WHAT YOU SHOULD DO:
Begin with the line that contains "Give me the" and end with the line that contains "bg-white shadow-[inset_0_3px_5px_rgba(0,0,0,0.08)] outline-none'", transcribing exactly each line in that stretch and no other.

Interface markup and scripts
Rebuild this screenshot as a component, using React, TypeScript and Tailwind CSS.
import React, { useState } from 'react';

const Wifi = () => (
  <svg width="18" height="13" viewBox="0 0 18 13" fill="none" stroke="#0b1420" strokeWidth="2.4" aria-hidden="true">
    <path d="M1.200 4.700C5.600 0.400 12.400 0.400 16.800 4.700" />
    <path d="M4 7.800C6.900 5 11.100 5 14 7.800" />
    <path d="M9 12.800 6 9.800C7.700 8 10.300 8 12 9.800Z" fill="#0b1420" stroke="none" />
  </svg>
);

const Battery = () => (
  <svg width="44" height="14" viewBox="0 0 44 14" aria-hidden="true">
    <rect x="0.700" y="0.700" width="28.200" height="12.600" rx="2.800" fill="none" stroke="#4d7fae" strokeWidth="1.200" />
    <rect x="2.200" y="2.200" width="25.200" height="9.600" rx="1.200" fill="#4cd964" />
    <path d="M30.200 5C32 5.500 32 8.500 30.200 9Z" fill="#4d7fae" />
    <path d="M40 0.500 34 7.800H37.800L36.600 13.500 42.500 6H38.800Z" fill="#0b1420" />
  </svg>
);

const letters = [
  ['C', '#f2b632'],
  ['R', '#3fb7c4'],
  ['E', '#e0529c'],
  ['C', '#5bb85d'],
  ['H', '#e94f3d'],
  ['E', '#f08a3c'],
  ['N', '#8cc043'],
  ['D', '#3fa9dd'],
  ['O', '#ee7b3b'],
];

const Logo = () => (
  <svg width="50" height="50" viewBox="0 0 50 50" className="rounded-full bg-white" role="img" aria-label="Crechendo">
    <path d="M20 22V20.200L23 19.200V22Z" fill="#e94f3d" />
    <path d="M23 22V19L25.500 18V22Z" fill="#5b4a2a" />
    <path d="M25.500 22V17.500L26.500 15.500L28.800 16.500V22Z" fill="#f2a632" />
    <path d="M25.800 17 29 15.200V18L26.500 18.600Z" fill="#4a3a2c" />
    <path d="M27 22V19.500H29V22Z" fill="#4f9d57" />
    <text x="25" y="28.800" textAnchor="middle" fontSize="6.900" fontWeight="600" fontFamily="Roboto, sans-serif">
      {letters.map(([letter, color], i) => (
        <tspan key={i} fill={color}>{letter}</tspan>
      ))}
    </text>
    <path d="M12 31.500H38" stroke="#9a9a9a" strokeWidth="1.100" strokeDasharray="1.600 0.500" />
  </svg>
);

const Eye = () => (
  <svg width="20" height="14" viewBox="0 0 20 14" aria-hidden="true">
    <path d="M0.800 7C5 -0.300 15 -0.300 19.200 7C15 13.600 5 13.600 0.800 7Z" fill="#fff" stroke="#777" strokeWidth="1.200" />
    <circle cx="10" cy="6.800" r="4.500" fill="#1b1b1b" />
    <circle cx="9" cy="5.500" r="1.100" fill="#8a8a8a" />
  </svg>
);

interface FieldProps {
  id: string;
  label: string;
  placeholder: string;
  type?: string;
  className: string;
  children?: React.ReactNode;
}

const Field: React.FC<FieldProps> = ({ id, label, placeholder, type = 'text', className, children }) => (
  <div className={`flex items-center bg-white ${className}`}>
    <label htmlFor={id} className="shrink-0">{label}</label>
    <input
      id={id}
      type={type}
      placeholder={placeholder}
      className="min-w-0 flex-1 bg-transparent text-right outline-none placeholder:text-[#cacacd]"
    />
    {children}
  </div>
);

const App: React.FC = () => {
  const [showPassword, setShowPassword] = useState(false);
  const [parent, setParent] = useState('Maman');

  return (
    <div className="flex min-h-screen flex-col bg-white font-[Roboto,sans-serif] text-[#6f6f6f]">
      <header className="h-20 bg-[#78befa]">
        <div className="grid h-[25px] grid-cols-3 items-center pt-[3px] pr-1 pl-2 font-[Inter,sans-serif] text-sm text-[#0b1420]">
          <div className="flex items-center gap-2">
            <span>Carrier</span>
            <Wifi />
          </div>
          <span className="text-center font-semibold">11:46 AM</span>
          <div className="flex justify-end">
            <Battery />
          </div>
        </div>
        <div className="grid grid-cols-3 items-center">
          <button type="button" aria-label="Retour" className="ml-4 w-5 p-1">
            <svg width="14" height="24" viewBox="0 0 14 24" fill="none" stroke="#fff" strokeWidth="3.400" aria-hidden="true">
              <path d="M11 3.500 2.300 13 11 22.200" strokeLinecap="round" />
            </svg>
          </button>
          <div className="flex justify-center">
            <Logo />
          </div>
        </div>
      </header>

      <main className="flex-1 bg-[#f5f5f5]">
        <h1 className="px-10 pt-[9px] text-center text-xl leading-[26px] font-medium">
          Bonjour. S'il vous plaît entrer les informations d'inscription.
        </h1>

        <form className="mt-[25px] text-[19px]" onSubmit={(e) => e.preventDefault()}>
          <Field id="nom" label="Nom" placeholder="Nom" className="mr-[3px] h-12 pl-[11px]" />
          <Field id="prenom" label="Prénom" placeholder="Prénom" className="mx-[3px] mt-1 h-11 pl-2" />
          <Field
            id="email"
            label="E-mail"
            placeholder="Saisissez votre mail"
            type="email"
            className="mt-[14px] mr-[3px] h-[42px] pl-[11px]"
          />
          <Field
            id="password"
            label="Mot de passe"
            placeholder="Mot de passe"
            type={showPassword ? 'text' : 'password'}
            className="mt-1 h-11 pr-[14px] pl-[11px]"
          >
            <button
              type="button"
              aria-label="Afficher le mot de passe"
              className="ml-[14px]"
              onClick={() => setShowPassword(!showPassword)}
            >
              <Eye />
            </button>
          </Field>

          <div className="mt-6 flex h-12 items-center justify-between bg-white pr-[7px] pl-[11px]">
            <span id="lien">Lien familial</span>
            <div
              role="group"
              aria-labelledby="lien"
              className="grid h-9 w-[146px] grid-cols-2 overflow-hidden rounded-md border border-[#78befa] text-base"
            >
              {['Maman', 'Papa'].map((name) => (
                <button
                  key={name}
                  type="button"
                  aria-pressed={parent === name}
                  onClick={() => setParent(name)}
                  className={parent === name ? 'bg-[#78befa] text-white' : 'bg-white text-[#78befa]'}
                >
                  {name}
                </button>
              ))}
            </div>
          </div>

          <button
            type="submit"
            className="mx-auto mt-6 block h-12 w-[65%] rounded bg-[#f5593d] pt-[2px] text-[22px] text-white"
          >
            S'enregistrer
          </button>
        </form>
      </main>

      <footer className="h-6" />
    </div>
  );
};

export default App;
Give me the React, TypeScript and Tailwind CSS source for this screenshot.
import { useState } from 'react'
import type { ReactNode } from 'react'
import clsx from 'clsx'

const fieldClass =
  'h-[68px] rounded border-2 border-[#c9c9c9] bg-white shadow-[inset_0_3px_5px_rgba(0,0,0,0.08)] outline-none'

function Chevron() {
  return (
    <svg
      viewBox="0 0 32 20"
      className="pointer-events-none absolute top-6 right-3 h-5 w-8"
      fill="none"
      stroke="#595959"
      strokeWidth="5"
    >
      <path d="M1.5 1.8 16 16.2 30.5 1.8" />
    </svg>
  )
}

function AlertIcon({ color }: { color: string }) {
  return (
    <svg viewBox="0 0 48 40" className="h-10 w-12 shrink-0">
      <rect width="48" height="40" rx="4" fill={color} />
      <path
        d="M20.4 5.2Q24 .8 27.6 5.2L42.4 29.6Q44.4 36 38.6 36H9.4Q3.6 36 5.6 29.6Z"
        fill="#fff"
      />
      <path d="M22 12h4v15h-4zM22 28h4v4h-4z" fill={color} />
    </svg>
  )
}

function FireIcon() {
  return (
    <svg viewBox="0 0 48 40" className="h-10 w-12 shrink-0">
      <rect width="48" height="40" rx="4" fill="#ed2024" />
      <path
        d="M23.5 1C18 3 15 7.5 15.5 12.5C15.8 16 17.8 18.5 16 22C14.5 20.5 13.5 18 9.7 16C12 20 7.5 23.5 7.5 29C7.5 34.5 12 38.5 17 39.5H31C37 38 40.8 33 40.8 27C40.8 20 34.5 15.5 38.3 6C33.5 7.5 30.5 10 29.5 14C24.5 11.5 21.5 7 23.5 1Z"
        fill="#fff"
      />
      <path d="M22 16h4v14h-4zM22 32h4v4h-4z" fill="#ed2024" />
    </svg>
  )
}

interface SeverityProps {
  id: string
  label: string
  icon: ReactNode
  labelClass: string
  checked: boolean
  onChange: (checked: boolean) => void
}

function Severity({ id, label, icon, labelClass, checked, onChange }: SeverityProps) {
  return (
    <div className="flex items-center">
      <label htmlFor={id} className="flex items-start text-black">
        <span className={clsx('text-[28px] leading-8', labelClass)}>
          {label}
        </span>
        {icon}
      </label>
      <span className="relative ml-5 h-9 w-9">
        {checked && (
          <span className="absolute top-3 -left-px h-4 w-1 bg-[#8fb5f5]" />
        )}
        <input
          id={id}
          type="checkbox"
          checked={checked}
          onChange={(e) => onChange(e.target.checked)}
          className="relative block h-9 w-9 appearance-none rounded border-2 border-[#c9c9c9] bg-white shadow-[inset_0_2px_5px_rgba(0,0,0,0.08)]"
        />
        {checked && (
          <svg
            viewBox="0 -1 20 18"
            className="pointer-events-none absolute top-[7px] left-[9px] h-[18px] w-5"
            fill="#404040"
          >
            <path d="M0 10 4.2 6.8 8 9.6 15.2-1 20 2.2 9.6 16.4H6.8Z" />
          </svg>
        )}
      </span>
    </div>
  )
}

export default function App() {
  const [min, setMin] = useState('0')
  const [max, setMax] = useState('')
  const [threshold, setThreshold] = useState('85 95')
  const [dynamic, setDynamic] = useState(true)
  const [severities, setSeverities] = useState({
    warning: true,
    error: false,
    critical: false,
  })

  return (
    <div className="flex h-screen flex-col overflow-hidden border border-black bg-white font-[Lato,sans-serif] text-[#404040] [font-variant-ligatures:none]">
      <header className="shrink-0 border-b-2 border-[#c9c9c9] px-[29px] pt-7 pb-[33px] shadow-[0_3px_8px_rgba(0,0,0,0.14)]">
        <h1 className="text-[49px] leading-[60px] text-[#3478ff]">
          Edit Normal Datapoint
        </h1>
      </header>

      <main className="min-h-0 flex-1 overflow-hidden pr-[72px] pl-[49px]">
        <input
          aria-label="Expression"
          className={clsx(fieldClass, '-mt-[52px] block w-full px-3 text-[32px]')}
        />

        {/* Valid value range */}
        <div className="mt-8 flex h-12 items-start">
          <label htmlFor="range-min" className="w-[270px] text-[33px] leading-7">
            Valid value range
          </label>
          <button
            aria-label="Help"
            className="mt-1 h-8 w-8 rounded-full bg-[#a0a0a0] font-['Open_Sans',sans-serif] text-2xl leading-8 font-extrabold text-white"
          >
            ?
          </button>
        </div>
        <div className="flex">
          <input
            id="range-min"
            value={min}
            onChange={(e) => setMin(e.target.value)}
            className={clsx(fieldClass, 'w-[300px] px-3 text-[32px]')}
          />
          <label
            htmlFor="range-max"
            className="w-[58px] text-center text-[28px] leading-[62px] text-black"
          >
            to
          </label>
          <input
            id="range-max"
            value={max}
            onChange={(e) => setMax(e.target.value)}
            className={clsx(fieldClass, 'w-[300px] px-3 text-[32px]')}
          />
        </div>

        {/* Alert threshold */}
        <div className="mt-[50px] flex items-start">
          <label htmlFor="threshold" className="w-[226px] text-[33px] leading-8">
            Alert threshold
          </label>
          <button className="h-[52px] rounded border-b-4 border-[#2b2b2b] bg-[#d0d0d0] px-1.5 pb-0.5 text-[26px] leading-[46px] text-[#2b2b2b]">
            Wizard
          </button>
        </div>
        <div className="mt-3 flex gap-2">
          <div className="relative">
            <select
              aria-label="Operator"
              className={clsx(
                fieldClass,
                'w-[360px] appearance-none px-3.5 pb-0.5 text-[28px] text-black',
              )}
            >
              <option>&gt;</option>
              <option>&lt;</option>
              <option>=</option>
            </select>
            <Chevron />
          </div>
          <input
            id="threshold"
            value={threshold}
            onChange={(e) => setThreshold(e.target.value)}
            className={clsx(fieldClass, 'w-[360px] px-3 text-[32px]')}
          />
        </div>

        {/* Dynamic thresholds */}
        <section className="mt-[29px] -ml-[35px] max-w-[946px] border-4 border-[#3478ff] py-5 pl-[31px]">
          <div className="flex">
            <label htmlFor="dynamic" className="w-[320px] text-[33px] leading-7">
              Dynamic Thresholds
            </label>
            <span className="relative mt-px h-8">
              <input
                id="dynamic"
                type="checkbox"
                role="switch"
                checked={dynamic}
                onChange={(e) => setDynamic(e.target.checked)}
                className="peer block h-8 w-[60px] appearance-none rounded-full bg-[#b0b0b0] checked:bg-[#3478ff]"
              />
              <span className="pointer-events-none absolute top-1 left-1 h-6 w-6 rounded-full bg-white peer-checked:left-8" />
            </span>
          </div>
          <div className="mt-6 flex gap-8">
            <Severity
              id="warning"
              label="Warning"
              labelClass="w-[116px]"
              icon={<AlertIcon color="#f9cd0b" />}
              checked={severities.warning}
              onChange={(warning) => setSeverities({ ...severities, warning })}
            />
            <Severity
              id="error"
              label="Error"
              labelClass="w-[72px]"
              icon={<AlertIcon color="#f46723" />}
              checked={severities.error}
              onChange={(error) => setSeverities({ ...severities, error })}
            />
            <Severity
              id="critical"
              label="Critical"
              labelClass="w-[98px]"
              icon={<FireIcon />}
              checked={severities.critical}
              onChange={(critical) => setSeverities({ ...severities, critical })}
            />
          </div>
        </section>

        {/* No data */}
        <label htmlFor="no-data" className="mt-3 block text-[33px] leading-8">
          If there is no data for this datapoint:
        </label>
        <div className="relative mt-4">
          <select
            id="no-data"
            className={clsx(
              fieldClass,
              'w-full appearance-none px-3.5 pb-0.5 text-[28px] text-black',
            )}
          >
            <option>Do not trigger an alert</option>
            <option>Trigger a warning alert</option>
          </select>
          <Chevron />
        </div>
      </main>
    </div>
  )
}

RESPONSE:
Give me the React, TypeScript and Tailwind CSS source for this screenshot.
import { useState } from 'react'
import type { ReactNode } from 'react'
import clsx from 'clsx'

const fieldClass =
  'h-[68px] rounded border-2 border-[#c9c9c9] bg-white shadow-[inset_0_3px_5px_rgba(0,0,0,0.08)] outline-none'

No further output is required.